Imagine you’re tasked with deploying an AI-driven customer support system that needs to handle thousands of requests per second. The first step seemed straightforward: write intelligent algorithms. However, making these algorithms readily available to users at scale is a different ball game. This is where designing and scaling an API gateway for your AI agents becomes essential.
Understanding the Role of an API Gateway
An API gateway acts as the middleman between clients and your AI agents, ensuring smooth and efficient handling of requests. It serves multiple purposes – routing requests to the appropriate AI services, load balancing, rate limiting, and even authentication. The first step in scaling is understanding these roles.
Consider a scenario where your AI agents perform various tasks such as language translation, sentiment analysis, and image recognition. An API gateway ensures each request is directed to the correct service based on the endpoint.
{
"/translate": "TranslationService",
"/analyze-sentiment": "SentimentAnalysisService",
"/recognize-image": "ImageRecognitionService"
}
In this JSON routing configuration, requests are pointed to the proper backend service. This ensures that your AI agents aren’t doing redundant work, which would otherwise waste computing resources.
Scaling for Performance
With the basics handled, the next concern is performance under load. Imagine a Black Friday scenario where your system faces an unexpected surge in traffic. Without adequate scaling strategies, your AI gateways might crumble under pressure, leading to a poor user experience.
To simulate this, we can use load testing tools like Apache JMeter. Here’s a basic snippet demonstrating how to simulate multiple users hitting your API gateway:
ThreadGroup {
numThreads: 1000,
rampUp: 60,
loopCount: 1
}
HTTP Request {
protocol: "https",
serverName: "api.mysite.com",
path: "/analyze-sentiment",
method: "POST"
...
}
In this example, JMeter helps us simulate 1000 concurrent users trying to access the sentiment analysis service within a span of 60 seconds. Observing how your system handles such tests can guide improvements in your infrastructure.
At the software level, techniques such as rate limiting can automatically throttle incoming requests to prevent overload. Here’s how you can implement a simple rate limiter using Express.js middleware:
const rateLimit = require('express-rate-limit');
const apiLimiter = rateLimit({
windowMs: 15 * 60 * 1000, // 15 minutes
max: 100 // Limit each IP to 100 requests per window
});
app.use('/api/', apiLimiter);
This middleware limits each IP to 100 requests per 15 minutes, adding a protective layer against extraordinarily high loads.

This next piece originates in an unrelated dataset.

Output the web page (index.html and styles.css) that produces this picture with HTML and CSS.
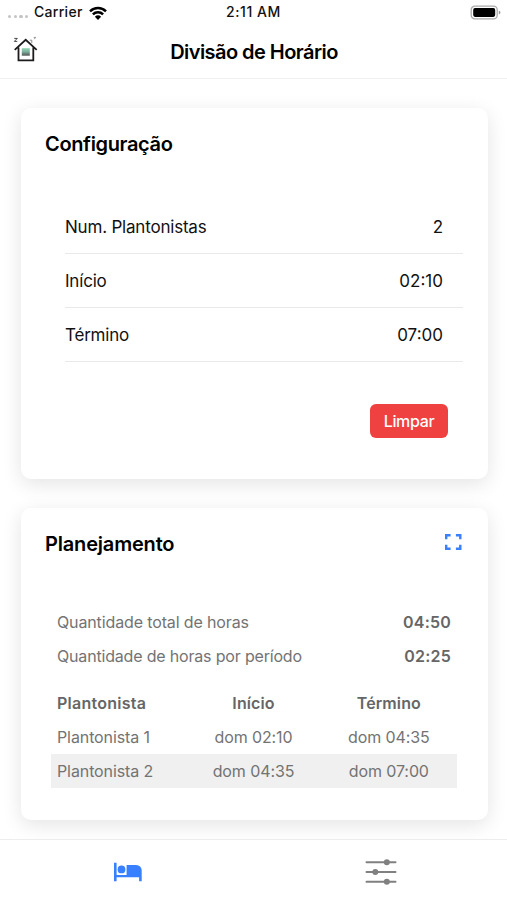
FILE: index.html
```html
<!DOCTYPE html>
<html lang="pt-BR">
<head>
<meta charset="utf-8">
<title>Divisão de Horário</title>
<link rel="stylesheet" href="styles.css">
</head>
<body>
<div class="app">
  <header class="header">
    <div class="status">
      <div class="carrier">
        <span class="dots"><i></i><i></i><i></i><i></i></span>
        <span class="carrier-name">Carrier</span>
        <svg class="wifi" width="18" height="14" viewBox="0 0 18 14" fill="none" stroke="#000" stroke-width="2.5">
          <path d="M1 5.3a11.5 11.5 0 0 1 16 0M3.9 8.4a7.2 7.2 0 0 1 10.2 0"/>
          <path d="M9 14 5.9 10.8a4.5 4.5 0 0 1 6.2 0z" fill="#000" stroke="none"/>
        </svg>
      </div>
      <span class="clock">2:11 AM</span>
      <svg class="battery" width="31" height="15" viewBox="0 0 31 15">
        <rect x="1.2" y="1.2" width="26" height="12.6" rx="3.6" fill="#fff" stroke="#aaa" stroke-width="1.3"/>
        <rect x="3.2" y="3.1" width="22" height="8.8" rx="1.8" fill="#000"/>
        <path d="M28.8 5.5q1.6.4 1.6 2t-1.6 2z" fill="#999"/>
      </svg>
    </div>
    <div class="toolbar">
      <svg class="home" width="26" height="26" viewBox="0 0 26 26" fill="none">
        <defs><linearGradient id="win" x1="0" y1="0" x2="0" y2="1"><stop offset="0" stop-color="#90d3ae"/><stop offset=".4" stop-color="#83b9a5"/><stop offset="1" stop-color="#555"/></linearGradient></defs>
        <path d="M1.700 13.800 12.700 3.800l11 10M5.500 11.400v13h14.800v-13" stroke="#1c1c1c" stroke-width="1.8"/>
        <rect x="8.800" y="12.200" width="8" height="7.500" fill="url(#win)"/>
        <path d="M1.300 2.400h3L1.300 5.400h3" stroke="#333" stroke-width=".9"/>
        <path d="M16.800 4.200h2v2.800" stroke="#888" stroke-width="1"/>
        <path d="M20.700 1.400h1.900l-1.300 1.800" stroke="#777" stroke-width=".8"/>
      </svg>
      <h1>Divisão de Horário</h1>
    </div>
  </header>
  <main class="content">
    <section class="card config">
      <h2>Configuração</h2>
      <div class="list">
        <div class="item"><span class="label">Num. Plantonistas</span><span>2</span></div>
        <div class="item"><span class="label">Início</span><span>02:10</span></div>
        <div class="item"><span class="label">Término</span><span>07:00</span></div>
      </div>
      <div class="actions"><button class="clear">Limpar</button></div>
    </section>
    <section class="card plan">
      <div class="plan-head">
        <h2>Planejamento</h2>
        <svg class="expand" width="17" height="16" viewBox="0 0 17 16" fill="none" stroke="#3880ff" stroke-width="2.4"><path d="M1.200 5.300V1.200h4.400M10.900 1.200h4.400v4.100M15.300 10.700v4.100h-4.400M5.600 14.800H1.200v-4.100"/></svg>
      </div>
      <div class="totals">
        <div class="total"><span class="t1">Quantidade total de horas</span><b>04:50</b></div>
        <div class="total"><span class="t2">Quantidade de horas por período</span><b>02:25</b></div>
      </div>
      <div class="table">
        <div class="row head"><span>Plantonista</span><span>Início</span><span>Término</span></div>
        <div class="row"><span>Plantonista 1</span><span>dom 02:10</span><span>dom 04:35</span></div>
        <div class="row alt"><span>Plantonista 2</span><span>dom 04:35</span><span>dom 07:00</span></div>
      </div>
    </section>
  </main>
  <nav class="tabs">
    <div class="tab">
      <svg width="30" height="20" viewBox="0 0 30 20" fill="#3880ff"><path d="M1 .8h2.600v12.100h10V3h9.600a5.500 5.500 0 0 1 5.500 5.500v10.700h-2.600v-4H3.600v4H1z"/><circle cx="8.500" cy="7.400" r="3.900"/></svg>
    </div>
    <div class="tab">
      <svg width="32" height="28" viewBox="0 0 32 28" fill="#808080"><path d="M1.500 4.300h29M1.500 14h29M1.500 23.700h29" stroke="#808080" stroke-width="2" stroke-linecap="round"/><circle cx="21.800" cy="4.300" r="3"/><circle cx="10.300" cy="14" r="3"/><circle cx="21.800" cy="23.700" r="3"/></svg>
    </div>
  </nav>
</div>
</body>
</html>
```
FILE: styles.css
```css
* { box-sizing: border-box; }
body { margin: 0; font-family: Inter, "Liberation Sans", sans-serif; background: #fff; color: #111; }
h1, h2 { margin: 0; font-weight: 600; font-size: 20px; color: #000; }
.app { height: 900px; display: flex; flex-direction: column; overflow: hidden; }
.header { height: 79px; border-bottom: 1px solid #f0f0f0; background: #fff; flex: none; position: relative; }
.status { height: 26px; display: grid; grid-template-columns: 1fr auto 1fr; align-items: center; padding: 0 5px 0 8px; font-size: 14px; font-weight: 500; line-height: 16px; }
.carrier { display: flex; align-items: center; }
.carrier-name { letter-spacing: .3px; margin-top: -2px; }
.clock { letter-spacing: .55px; margin: -2px 3px 0 0; }
.dots { display: flex; gap: 2.200px; width: 26px; padding-top: 7px; }
.dots i { width: 3.400px; height: 3.400px; border-radius: 50%; background: #c4c4c4; }
.wifi { margin: -1px 0 0 6px; }
.battery { justify-self: end; margin: -1px 1px 0 0; }
.toolbar { height: 52px; display: grid; grid-template-columns: 1fr auto 1fr; align-items: center; padding: 0 12px 0 13px; }
.home { margin-top: -6px; }
h1 { letter-spacing: -0.55px; white-space: nowrap; }
.content { flex: 1; min-height: 0; padding: 29px 19.500px 0 20.500px; display: flex; flex-direction: column; gap: 29px; }
.card { background: #fff; border-radius: 10px; box-shadow: 0 5px 20px rgba(0,0,0,.11); flex: none; }
.config { height: 371px; padding: 24px 24.500px; }
.config h2, .plan-head { height: 24px; line-height: 24px; }
.config h2 { letter-spacing: -.35px; }
.plan-head h2 { letter-spacing: -.18px; }
.list { margin: 44px 0 0 20px; font-size: 17px; }
.item { height: 54px; border-bottom: 1px solid #e9e9e9; display: flex; justify-content: space-between; align-items: center; padding-right: 20px; }
.label { letter-spacing: -.2px; }
.actions { display: flex; justify-content: flex-end; padding: 42px 15px 0 0; }
.clear { width: 78px; height: 34px; border: 0; border-radius: 6px; padding: 0; background: #f04141; color: #fff; font: 500 16px Inter, sans-serif; letter-spacing: -.35px; }
.plan { height: 312px; padding: 24px 30px; color: #737373; font-size: 16px; }
.plan-head { display: flex; justify-content: space-between; align-items: center; margin: 0 -4px 0 -5.500px; }
.expand { margin-top: -4px; }
.totals { margin-top: 49px; }
.total { height: 34.300px; display: flex; justify-content: space-between; align-items: center; padding: 0 6.500px; }
.t1 { letter-spacing: -.13px; }
.t2 { letter-spacing: -.18px; }
b { font-weight: 600; color: #666; letter-spacing: .2px; }
.table { width: 406px; margin-top: 12px; }
.row { height: 34.300px; display: grid; grid-template-columns: repeat(3, 1fr); align-items: center; letter-spacing: -.1px; }
.row span { text-align: center; }
.row span:first-child { text-align: left; padding-left: 6.500px; }
.head { font-weight: 600; color: #666; letter-spacing: .1px; }
.head span:first-child { letter-spacing: .25px; }
.alt { background: #f0f0f0; }
.tabs { height: 61px; border-top: 1px solid #ededed; background: #fff; display: grid; grid-template-columns: 1fr 1fr; flex: none; position: relative; }
.tab { display: flex; justify-content: center; align-items: center; padding: 4px 0 0 2px; }
```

Effective Management and Monitoring
Now you’ve established a solid system that handles routing and load, however, actively managing and monitoring these operations is equally crucial. Implementing a tool like Prometheus can provide insights into real-time data.
Here’s a basic setup for collecting metrics using Prometheus:
# prometheus.yml
global:
scrape_interval: 15s
scrape_configs:
- job_name: 'api-gateway'
static_configs:
- targets: ['localhost:8080']
After configuring your scrape targets, Prometheus can collect and visualize traffic data, request latencies, and error rates. This enables you to troubleshoot issues before they escalate into full-blown outages.
Combining Prometheus with Grafana, you can create dashboards that make complex data more digestible, enabling a quick response to any irregularities. Visualizing data, such as CPU usage or API hit rates, helps keep track of systems’ health and better manage scaling strategies.
Living in a world where AI agents handle an increasing array of tasks, establishing an API gateway designed to scale becomes an essential component of your deployment strategy. As your application evolves, so will the need to adapt your gateway to scale dynamically, ensuring that your AI solutions continue to serve users efficiently and effectively.